▸ TO DO: Copy out all lines that carry the word "Write".

►

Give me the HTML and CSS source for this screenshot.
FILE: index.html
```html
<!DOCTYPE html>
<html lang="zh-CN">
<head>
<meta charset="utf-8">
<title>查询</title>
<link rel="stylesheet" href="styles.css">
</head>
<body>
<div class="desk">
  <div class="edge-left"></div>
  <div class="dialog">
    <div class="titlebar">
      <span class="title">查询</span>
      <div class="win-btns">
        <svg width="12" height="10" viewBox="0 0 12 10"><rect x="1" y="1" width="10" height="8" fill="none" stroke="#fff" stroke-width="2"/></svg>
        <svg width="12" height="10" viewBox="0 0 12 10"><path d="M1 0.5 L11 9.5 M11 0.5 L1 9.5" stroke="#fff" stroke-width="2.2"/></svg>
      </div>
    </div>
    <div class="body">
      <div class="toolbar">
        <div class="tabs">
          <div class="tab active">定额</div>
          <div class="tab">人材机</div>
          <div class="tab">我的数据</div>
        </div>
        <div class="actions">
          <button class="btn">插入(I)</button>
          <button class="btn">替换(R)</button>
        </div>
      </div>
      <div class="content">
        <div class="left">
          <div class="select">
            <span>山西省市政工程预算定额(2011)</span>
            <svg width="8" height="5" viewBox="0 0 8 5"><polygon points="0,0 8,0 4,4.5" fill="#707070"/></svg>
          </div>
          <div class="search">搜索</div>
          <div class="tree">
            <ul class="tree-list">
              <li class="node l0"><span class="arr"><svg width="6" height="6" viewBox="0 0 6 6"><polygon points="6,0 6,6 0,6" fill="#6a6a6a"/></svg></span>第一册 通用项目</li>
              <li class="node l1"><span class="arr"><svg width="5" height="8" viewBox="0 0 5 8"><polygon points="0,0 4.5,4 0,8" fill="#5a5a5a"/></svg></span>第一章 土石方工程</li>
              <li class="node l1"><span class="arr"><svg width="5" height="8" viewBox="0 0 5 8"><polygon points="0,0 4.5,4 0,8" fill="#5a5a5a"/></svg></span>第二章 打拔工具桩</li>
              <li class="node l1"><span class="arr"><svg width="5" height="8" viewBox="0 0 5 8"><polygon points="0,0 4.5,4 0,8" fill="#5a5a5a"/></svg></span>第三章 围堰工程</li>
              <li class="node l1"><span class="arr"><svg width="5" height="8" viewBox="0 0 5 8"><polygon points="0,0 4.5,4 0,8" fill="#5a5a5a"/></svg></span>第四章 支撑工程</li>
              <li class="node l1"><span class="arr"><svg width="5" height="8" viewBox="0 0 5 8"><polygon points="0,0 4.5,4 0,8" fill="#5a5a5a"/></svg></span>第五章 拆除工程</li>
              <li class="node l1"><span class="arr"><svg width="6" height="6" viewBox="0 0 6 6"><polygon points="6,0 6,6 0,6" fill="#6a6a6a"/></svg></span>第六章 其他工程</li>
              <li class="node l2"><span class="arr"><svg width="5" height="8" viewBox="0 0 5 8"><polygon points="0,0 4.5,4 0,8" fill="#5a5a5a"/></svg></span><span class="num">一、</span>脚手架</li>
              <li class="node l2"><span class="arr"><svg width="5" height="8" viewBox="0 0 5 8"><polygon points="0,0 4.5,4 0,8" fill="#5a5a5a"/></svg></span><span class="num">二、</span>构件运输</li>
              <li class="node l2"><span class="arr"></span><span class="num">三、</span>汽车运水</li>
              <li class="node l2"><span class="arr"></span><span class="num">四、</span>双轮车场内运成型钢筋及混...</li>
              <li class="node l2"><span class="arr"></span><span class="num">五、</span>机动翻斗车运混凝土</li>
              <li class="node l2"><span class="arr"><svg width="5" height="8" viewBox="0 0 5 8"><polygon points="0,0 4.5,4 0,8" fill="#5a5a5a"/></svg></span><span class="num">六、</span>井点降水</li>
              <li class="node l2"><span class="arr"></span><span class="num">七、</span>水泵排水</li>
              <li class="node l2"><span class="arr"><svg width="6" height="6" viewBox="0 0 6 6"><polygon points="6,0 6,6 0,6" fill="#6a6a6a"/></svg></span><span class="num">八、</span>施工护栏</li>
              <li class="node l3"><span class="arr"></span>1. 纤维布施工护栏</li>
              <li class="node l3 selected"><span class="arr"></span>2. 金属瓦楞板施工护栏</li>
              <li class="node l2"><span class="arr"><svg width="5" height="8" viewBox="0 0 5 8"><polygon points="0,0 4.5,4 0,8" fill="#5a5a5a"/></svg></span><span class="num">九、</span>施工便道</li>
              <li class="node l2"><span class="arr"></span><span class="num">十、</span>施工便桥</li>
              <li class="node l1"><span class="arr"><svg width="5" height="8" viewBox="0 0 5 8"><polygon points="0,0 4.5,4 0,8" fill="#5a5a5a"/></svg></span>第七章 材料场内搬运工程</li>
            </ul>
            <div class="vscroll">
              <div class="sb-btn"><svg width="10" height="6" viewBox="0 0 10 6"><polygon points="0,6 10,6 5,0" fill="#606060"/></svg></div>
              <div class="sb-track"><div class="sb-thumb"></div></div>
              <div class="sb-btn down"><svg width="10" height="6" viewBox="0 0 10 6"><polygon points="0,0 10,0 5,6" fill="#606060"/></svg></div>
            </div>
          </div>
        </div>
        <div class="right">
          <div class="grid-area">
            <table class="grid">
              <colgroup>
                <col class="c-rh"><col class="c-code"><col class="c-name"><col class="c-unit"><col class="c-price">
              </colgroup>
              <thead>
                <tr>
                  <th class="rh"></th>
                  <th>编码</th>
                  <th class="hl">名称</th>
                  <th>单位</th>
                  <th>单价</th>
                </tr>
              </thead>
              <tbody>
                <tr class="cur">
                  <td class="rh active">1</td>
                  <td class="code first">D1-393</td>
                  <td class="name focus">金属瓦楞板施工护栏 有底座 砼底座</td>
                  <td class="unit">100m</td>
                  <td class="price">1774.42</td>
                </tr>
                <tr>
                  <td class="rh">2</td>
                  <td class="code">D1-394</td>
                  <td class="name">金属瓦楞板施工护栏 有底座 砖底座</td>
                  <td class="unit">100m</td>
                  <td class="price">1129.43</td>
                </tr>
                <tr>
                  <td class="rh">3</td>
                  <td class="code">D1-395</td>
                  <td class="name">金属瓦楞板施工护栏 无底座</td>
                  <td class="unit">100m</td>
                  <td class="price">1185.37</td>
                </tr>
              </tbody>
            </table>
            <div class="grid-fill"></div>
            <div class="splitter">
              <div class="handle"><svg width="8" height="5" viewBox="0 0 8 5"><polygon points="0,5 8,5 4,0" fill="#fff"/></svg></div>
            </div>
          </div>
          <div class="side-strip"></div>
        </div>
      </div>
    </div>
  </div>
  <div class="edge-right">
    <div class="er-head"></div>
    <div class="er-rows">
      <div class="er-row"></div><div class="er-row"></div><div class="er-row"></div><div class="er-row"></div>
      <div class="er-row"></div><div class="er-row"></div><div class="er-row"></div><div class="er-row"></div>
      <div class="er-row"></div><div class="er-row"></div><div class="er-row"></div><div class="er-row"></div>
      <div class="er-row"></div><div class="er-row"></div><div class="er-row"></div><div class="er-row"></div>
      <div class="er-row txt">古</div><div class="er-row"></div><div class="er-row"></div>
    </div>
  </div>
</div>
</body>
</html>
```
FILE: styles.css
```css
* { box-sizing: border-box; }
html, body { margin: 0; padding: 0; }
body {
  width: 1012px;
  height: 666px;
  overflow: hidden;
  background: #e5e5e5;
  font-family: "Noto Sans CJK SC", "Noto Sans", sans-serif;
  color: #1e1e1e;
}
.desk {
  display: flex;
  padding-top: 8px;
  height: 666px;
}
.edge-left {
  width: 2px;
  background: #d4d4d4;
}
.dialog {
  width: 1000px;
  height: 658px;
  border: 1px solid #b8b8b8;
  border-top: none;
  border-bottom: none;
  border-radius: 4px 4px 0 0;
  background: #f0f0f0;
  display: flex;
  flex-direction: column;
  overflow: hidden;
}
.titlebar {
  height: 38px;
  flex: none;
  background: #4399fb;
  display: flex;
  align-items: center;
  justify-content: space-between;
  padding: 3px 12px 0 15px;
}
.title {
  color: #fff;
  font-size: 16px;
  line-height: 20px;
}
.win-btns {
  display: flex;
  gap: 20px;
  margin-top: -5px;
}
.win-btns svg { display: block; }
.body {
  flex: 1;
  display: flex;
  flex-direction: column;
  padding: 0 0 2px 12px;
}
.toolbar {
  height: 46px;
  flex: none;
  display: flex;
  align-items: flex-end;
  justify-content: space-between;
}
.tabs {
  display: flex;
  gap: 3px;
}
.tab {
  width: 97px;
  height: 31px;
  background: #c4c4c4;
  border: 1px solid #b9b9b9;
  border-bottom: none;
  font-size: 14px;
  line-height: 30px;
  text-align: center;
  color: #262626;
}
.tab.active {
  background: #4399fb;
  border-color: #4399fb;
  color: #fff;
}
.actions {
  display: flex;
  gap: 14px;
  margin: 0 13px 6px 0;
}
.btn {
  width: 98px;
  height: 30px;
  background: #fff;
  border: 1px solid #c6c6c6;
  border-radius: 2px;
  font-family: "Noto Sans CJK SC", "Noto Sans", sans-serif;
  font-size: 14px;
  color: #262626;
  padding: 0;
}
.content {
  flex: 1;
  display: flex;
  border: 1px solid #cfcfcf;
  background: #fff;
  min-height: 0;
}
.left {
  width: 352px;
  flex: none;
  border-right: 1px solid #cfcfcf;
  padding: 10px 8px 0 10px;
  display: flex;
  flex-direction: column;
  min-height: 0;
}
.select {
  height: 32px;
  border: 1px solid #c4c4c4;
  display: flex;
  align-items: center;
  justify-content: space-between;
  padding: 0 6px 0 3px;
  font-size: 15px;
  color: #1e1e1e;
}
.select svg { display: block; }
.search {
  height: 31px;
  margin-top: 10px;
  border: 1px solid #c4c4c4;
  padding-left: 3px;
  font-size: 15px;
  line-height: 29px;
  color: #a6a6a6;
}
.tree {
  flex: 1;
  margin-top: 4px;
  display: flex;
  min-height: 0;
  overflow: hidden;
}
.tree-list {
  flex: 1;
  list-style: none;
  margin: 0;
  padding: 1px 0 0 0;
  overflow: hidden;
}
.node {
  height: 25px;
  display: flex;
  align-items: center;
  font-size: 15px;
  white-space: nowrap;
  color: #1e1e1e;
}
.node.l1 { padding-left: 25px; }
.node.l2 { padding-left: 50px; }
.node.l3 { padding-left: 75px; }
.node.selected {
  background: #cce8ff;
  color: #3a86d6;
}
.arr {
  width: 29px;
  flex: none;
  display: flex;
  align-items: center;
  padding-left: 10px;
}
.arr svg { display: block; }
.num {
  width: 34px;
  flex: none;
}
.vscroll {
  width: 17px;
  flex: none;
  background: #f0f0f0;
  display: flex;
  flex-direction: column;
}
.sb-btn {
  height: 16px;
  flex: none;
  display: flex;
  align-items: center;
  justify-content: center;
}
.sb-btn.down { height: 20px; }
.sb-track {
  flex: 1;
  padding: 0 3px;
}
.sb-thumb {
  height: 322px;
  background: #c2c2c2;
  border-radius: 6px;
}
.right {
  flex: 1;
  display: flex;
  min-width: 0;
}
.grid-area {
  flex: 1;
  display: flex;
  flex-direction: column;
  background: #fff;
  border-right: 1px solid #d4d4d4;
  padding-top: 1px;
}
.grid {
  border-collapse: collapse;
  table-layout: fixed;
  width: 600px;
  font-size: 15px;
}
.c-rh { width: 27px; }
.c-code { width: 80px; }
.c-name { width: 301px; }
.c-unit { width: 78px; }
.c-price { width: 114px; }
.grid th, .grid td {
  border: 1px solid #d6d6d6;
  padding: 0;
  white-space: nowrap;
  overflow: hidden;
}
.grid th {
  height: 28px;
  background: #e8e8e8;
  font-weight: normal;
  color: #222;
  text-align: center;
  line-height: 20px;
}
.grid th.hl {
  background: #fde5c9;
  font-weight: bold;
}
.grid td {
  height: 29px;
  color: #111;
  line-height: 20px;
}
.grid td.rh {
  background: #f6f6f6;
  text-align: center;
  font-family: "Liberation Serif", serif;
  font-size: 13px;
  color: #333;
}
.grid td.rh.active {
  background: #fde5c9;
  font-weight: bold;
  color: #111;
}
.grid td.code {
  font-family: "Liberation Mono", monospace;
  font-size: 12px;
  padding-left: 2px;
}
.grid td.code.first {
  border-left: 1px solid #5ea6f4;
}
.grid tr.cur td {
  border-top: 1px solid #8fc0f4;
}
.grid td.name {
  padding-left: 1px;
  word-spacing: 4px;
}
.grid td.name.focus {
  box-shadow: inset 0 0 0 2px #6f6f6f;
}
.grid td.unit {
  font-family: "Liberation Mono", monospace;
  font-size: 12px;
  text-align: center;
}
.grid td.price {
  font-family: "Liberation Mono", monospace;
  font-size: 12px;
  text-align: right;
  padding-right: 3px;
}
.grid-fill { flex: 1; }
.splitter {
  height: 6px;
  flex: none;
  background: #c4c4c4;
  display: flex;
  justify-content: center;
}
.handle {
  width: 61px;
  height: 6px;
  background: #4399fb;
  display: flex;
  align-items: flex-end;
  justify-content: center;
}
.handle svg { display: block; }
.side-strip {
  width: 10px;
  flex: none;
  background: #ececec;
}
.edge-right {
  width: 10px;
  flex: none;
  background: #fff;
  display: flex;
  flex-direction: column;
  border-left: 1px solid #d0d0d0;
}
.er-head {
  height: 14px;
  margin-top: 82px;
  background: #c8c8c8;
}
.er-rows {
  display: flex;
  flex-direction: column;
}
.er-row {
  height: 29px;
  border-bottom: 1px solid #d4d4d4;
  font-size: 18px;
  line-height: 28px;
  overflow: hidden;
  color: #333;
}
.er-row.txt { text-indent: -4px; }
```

◄
►

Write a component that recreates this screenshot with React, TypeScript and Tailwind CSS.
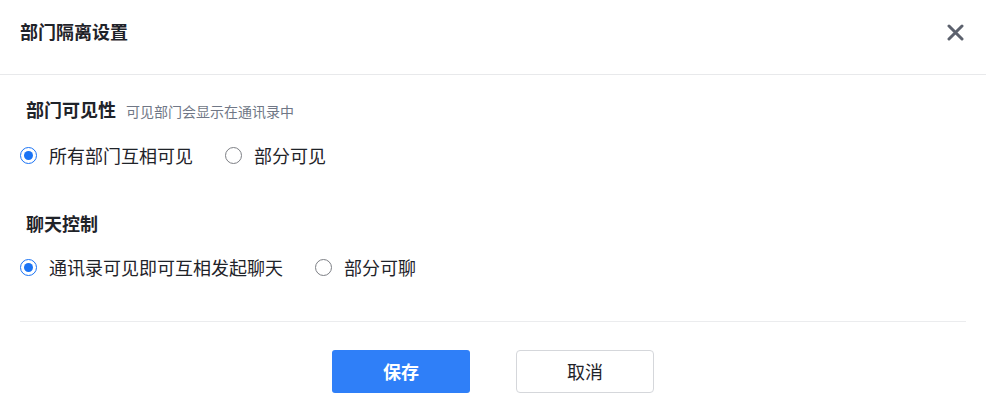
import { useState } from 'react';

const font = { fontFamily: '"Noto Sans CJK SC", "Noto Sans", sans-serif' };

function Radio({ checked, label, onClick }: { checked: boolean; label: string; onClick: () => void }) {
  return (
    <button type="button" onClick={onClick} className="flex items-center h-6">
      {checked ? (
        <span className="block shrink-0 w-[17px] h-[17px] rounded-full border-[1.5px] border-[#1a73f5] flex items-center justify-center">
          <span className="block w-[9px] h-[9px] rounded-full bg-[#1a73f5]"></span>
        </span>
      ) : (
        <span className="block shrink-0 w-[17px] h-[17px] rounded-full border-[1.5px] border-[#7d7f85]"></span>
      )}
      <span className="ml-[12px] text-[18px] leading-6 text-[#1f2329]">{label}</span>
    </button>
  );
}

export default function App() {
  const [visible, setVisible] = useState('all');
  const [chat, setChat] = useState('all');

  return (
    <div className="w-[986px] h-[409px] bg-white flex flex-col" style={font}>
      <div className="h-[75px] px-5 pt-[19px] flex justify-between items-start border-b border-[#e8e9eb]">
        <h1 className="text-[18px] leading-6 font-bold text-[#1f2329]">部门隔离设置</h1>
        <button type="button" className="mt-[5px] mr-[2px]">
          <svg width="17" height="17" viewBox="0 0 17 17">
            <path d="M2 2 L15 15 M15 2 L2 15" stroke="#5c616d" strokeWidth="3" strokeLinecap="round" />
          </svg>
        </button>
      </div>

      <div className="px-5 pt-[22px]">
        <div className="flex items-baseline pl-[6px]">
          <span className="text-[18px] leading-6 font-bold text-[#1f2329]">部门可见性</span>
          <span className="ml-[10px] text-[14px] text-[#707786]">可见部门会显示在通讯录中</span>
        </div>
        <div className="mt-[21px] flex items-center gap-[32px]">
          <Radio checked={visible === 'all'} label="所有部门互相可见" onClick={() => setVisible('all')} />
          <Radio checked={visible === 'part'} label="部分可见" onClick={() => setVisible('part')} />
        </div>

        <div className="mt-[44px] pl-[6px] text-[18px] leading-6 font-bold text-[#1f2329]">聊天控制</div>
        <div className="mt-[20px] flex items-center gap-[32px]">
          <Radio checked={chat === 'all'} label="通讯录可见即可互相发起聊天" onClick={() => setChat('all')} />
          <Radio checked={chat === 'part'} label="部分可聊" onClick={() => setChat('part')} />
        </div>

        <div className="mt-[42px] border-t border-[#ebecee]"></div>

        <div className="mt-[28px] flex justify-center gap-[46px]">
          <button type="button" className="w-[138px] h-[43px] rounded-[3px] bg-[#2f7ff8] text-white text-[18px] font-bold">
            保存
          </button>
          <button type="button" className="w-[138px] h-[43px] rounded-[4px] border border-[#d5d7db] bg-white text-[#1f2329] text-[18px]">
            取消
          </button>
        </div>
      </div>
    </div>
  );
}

◄
►

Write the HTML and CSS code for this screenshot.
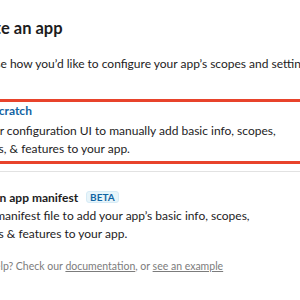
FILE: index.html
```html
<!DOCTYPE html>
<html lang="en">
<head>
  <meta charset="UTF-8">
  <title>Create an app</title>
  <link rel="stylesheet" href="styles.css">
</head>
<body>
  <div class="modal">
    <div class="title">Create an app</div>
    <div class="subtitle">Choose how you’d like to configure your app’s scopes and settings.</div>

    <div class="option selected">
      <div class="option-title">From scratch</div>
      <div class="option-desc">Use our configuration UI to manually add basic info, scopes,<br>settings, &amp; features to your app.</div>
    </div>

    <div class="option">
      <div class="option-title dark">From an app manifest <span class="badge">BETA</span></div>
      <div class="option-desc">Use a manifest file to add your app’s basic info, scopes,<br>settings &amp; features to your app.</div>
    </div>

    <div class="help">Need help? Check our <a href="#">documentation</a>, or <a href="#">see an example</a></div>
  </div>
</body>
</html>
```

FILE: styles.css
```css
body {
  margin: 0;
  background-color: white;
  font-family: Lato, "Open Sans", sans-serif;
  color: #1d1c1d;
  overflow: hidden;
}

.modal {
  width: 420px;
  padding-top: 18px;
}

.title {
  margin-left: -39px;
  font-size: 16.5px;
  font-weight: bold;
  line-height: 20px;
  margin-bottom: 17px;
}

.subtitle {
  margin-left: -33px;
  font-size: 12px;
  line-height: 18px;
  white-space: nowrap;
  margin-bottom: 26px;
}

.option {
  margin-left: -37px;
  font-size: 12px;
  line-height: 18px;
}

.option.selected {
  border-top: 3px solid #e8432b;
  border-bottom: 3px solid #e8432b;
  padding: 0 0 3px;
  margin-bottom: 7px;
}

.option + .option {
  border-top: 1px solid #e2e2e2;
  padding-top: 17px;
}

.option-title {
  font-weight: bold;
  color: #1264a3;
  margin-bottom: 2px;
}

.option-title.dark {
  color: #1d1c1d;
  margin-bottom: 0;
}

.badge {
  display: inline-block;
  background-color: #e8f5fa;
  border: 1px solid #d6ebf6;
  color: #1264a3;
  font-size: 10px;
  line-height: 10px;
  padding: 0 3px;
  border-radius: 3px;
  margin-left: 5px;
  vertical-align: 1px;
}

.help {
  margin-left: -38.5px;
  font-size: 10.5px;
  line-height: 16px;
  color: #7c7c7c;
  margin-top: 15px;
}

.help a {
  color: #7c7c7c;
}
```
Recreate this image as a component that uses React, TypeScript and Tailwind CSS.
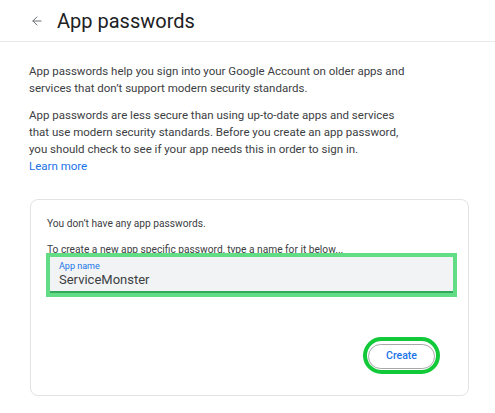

◄

▸ CORRECT OUTPUT:
Write a component that recreates this screenshot with React, TypeScript and Tailwind CSS.
Write the HTML and CSS code for this screenshot.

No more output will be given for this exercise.